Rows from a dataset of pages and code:
================================
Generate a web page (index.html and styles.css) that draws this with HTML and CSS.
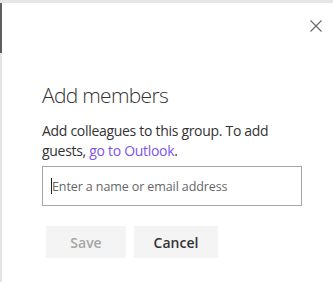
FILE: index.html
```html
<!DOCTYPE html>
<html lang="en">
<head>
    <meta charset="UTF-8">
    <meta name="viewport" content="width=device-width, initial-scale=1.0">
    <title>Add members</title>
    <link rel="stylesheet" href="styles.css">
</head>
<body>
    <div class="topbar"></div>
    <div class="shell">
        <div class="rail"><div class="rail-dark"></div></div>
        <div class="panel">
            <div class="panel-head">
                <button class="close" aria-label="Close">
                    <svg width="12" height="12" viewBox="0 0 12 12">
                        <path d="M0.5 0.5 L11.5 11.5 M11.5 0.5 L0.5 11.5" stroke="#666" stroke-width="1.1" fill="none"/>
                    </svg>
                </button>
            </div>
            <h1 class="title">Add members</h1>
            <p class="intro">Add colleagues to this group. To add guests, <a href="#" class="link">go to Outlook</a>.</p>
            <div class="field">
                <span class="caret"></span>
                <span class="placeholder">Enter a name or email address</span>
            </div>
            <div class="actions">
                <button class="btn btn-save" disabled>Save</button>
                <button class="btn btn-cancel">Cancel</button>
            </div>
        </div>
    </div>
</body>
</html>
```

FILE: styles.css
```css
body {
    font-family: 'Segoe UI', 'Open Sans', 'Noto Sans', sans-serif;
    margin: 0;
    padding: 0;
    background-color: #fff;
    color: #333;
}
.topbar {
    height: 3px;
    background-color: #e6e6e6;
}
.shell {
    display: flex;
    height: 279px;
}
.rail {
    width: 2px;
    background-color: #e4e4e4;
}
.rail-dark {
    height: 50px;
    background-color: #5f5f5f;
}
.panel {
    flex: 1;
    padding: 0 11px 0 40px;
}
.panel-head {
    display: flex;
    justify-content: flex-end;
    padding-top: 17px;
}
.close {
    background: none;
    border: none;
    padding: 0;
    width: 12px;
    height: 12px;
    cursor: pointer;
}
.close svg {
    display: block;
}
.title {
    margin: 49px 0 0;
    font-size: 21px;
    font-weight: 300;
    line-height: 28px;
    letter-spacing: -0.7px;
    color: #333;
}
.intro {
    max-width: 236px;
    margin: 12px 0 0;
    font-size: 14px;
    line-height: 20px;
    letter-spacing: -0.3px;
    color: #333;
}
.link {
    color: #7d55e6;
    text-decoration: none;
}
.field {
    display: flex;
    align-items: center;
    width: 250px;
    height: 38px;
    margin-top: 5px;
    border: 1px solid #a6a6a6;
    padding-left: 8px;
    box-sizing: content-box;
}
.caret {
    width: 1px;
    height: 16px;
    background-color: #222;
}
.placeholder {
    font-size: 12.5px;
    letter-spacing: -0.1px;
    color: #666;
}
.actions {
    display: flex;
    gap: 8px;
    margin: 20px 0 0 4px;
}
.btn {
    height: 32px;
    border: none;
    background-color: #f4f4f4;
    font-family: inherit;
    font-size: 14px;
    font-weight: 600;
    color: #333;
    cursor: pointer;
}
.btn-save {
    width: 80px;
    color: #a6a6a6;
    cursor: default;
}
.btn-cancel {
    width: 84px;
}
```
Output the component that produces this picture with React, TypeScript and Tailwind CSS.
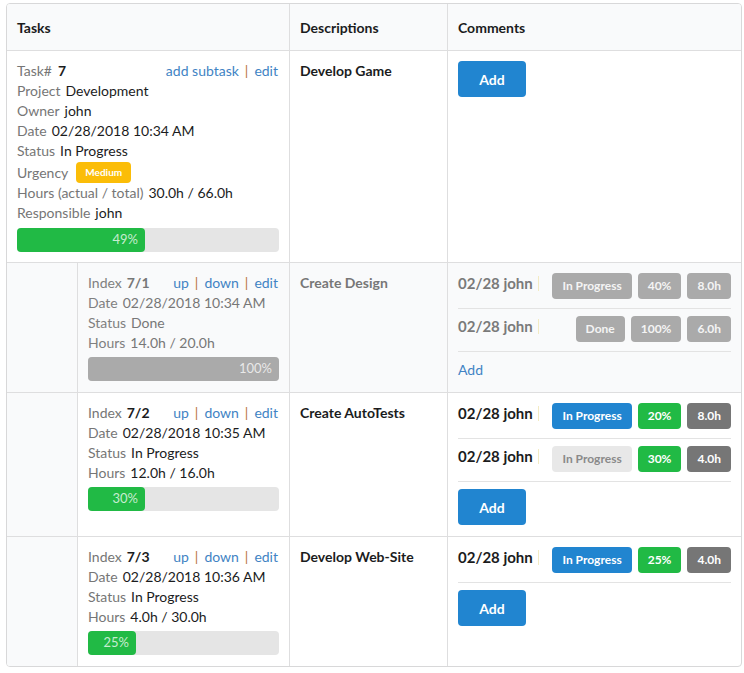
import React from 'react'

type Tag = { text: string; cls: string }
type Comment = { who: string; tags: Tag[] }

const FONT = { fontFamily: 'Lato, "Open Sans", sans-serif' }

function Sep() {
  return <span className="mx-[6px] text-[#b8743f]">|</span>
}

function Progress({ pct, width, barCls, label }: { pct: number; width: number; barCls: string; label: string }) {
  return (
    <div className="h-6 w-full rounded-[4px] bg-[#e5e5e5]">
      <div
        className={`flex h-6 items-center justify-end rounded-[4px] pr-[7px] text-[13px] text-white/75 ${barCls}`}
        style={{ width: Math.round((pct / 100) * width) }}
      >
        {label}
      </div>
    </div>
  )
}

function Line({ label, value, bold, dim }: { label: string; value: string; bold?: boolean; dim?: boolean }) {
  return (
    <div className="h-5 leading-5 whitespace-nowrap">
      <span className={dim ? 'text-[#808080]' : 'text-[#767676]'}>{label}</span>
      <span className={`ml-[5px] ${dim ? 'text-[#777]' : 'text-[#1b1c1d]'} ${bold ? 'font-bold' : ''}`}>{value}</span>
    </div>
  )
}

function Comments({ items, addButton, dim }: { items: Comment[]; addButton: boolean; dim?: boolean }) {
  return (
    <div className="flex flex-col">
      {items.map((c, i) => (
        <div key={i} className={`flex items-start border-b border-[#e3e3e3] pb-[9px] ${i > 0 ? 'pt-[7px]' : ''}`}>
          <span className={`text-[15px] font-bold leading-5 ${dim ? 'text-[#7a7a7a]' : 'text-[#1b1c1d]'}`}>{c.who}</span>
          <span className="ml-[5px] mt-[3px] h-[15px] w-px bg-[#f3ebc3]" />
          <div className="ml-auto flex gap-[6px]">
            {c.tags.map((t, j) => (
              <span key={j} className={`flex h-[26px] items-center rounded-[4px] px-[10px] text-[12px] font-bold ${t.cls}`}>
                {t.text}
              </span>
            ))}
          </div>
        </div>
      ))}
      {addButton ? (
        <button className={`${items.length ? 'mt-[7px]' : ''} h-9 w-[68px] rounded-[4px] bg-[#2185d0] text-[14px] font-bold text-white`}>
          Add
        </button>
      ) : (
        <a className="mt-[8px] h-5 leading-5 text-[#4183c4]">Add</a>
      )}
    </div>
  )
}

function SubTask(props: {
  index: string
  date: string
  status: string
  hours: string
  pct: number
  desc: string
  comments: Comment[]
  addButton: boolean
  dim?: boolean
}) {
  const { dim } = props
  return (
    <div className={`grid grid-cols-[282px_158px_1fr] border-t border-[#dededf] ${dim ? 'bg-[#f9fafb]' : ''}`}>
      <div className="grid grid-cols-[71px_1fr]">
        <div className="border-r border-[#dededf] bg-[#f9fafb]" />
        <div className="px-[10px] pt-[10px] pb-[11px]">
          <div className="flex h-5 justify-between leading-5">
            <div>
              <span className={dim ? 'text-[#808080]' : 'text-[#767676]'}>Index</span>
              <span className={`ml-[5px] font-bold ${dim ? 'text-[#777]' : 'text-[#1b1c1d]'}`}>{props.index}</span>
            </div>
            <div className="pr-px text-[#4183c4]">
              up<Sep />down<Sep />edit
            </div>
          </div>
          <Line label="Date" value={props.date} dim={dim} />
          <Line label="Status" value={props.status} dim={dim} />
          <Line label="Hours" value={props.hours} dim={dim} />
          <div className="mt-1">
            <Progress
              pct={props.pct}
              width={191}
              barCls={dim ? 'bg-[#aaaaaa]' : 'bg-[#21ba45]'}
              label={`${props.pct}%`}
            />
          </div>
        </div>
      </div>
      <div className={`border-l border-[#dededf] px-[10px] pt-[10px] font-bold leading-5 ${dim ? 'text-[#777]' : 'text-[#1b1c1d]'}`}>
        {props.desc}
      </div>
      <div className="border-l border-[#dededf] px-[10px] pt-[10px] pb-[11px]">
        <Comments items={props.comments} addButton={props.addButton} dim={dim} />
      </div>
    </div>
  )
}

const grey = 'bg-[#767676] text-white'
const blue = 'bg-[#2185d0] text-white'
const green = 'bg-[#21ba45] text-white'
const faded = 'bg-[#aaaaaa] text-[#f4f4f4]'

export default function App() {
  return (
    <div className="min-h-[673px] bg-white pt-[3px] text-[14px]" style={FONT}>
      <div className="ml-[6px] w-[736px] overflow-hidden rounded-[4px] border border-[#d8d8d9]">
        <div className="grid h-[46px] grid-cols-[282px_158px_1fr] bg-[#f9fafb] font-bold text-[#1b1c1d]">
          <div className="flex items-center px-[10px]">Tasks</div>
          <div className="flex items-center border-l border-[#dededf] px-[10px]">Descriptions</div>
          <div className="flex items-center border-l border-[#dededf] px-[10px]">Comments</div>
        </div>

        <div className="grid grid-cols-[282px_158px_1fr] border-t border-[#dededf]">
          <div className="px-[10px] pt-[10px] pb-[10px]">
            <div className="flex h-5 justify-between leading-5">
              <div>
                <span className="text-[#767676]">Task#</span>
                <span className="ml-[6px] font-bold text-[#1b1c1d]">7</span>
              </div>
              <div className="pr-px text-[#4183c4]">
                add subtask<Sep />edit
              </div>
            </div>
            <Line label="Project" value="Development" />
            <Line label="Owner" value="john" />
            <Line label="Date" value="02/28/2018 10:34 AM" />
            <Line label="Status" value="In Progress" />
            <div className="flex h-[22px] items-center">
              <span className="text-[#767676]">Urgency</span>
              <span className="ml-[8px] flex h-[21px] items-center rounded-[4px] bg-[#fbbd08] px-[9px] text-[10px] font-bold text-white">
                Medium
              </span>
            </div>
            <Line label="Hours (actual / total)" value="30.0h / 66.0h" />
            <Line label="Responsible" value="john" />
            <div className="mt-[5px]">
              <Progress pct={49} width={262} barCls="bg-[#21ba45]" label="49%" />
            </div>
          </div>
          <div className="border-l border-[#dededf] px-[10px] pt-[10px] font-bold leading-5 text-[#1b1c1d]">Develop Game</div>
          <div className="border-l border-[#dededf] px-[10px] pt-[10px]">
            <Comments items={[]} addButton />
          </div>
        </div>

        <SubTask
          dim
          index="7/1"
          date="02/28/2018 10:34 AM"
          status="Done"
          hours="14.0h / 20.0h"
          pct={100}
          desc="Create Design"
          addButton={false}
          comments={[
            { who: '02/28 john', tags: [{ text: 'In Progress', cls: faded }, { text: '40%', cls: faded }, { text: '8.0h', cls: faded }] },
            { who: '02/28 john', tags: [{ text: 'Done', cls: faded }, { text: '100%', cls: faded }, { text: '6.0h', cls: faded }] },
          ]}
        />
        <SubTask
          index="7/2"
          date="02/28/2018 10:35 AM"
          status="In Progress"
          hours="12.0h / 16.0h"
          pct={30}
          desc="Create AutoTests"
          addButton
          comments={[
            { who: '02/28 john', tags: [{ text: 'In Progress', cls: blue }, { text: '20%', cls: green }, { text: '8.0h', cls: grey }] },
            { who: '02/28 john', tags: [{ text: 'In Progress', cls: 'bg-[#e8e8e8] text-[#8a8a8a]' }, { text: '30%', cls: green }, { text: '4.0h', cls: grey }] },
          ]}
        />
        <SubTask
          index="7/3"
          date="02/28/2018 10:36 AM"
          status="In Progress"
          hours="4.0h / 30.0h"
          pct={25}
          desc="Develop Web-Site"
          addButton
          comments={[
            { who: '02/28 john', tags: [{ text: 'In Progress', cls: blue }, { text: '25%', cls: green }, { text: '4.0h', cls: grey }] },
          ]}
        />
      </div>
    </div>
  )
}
================================
* [Goal]:
Every line holding "that" should be copied out.

* [Completed exercise]:
Generate a web page (index.html and styles.css) that draws this with HTML and CSS.
Output the component that produces this picture with React, TypeScript and Tailwind CSS.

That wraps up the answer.